Is there a method for regression (my variable Y has binomial distribution ) when n>>p ? I have a data set with 350000 observations and 4 variables. I am using R (I also using SAS).

some help would be appreciated

user44677
  • 277
  • 3
  • 10
  • 3
    What's wrong with using regular logistic regression when you have a lot of data? I don't see any problem here. – gung - Reinstate Monica May 10 '17 at 16:20
  • 2
    Heck, with so many observations and only 4 variables, why not go completely nonparametric? – generic_user May 10 '17 at 16:42
  • 2
    Tell us a little bit more about your goals. Do you need an interpretable model? Then go for logistic regression, as suggested by @gung (actually, in this kind of problem I would always start with l.r., to have some kind of baseline). Do you need to maximise predictive accuracy? Nonparametric approaches such as neural networks, random forest, SVM, gradient boosting, etc. may work. If you give us more details on the problem you can get a more specific suggestion.

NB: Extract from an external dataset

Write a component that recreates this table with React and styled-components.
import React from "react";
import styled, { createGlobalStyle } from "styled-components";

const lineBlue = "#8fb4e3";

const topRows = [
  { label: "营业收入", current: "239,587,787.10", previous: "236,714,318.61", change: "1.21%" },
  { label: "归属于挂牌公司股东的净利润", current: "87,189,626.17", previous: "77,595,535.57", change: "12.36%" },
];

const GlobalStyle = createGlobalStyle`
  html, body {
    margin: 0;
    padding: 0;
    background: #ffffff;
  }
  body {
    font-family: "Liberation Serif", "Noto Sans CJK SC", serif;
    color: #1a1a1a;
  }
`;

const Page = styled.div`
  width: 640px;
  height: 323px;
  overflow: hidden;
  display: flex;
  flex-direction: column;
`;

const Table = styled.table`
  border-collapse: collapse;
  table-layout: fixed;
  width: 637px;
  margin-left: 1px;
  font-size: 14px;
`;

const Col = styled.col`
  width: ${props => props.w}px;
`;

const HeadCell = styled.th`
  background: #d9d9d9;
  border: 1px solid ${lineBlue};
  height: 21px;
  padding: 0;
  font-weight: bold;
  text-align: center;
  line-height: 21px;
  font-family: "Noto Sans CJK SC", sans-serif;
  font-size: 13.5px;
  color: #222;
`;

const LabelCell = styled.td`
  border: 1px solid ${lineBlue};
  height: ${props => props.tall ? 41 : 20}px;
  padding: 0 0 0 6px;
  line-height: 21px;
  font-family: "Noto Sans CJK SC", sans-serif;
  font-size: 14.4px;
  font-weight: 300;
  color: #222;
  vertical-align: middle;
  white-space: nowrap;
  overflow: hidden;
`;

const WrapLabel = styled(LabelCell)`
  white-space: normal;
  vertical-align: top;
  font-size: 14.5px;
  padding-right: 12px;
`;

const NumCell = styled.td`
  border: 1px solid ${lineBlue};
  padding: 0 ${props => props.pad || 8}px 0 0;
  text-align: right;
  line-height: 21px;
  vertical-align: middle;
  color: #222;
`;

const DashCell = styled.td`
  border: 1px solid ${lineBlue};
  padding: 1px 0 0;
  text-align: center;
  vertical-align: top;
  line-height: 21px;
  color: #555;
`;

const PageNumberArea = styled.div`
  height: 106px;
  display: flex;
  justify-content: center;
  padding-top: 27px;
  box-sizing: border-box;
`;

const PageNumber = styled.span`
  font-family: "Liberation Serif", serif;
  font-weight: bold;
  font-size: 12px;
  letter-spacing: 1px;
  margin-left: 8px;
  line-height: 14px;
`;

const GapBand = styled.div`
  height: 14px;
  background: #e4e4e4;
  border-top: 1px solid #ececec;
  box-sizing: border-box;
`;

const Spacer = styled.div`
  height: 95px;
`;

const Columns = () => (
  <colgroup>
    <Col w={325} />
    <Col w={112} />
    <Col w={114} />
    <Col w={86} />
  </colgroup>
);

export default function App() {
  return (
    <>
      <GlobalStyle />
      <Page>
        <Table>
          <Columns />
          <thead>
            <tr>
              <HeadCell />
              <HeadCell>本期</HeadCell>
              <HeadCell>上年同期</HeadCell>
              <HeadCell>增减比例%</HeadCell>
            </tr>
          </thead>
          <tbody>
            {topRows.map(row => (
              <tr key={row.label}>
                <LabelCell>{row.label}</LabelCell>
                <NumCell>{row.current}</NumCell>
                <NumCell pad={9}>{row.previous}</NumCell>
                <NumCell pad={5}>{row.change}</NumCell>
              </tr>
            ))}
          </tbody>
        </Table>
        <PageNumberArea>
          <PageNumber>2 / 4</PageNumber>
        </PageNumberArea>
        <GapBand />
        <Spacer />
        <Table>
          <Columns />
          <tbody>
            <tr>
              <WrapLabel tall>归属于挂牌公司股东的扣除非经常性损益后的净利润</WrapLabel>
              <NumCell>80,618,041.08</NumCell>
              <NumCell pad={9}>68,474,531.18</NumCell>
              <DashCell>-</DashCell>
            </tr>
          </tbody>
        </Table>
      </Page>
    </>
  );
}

With only 4 features I don't think you'll ever get grear results, though (unless it's a very simple problem). – DeltaIV May 10 '17 at 21:14
  • Thanks for replies. Yes, I need an interpretable model so I did logistic regression with R but I got this **Warning message: glm.fit: fitted probabilities numerically 0 or 1 occurred**. Can we use a form of penalized logistic regression ? – user44677 May 11 '17 at 07:31
  • My data set have 259 000 observations and the binary variable Y=1 has low occurrence. How can we deal with that ? – user44677 May 11 '17 at 11:54
  • 1. please use the @username tag to notify about your replies, or I'll miss them. 2. penalized logistic regression is super-easy in R with package `glmnet`. 3. there are a lot of questions here about using logistic regression on unbalanced data sets, such as for example https://stats.stackexchange.com/questions/91305/how-to-choose-the-cutoff-probability-for-a-rare-event-logistic-regression. Try searching the site for more. – DeltaIV May 12 '17 at 14:36
  • 4. finally, a classic paper on learning with unbalanced data sets: http://www.ele.uri.edu/faculty/he/PDFfiles/ImbalancedLearning.pdf – DeltaIV May 12 '17 at 14:43
  • 2
    Ps note that often the message you're getting is due to a linearly separable problem. Logistic regression models can't be stably fitted to linearly separable problems (search the site or see https://stats.stackexchange.com/questions/279701/r-logistic-regression/279717#comment535962_279717). I'm actually surprised that with ~ 260k samples and just 4 variables you get a linearly separable problem, but it could happen. For example, the output could be just the sign of one of your inputs! Check for such trivial stuff. – DeltaIV May 15 '17 at 16:26

1 Answers1

1

Partially answered in comments:

What's wrong with using regular logistic regression when you have a lot of data? I don't see any problem here. – gung

Heck, with so many observations and only 4 variables, why not go completely nonparametric? – generic_user

Tell us a little bit more about your goals. Do you need an interpretable model? Then go for logistic regression, as suggested by @gung (actually, in this kind of problem I would always start with l.r., to have some kind of baseline). Do you need to maximize predictive accuracy? Nonparametric approaches such as neural networks, random forest, SVM, gradient boosting, etc. may work. If you give us more details on the problem you can get a more specific suggestion. With only 4 features I don't think you'll ever get great results, though (unless it's a very simple problem). – DeltaIV

The OP comments, showing that the real problem maybe is linear separation, leading to fitted probabilities of 0 or 1 (which will not generalize well to new data ...) How to deal with (quasi)separation is answered here: How to deal with perfect separation in logistic regression?

My data set have 259 000 observations and the binary variable Y=1 has low occurrence. How can we deal with that ? – OP

Finally, a classic paper on learning with unbalanced data sets. – DeltaIV

Sven Hohenstein
  • 6,285
  • 25
  • 30
  • 39
kjetil b halvorsen
  • 63,378
  • 26
  • 142
  • 467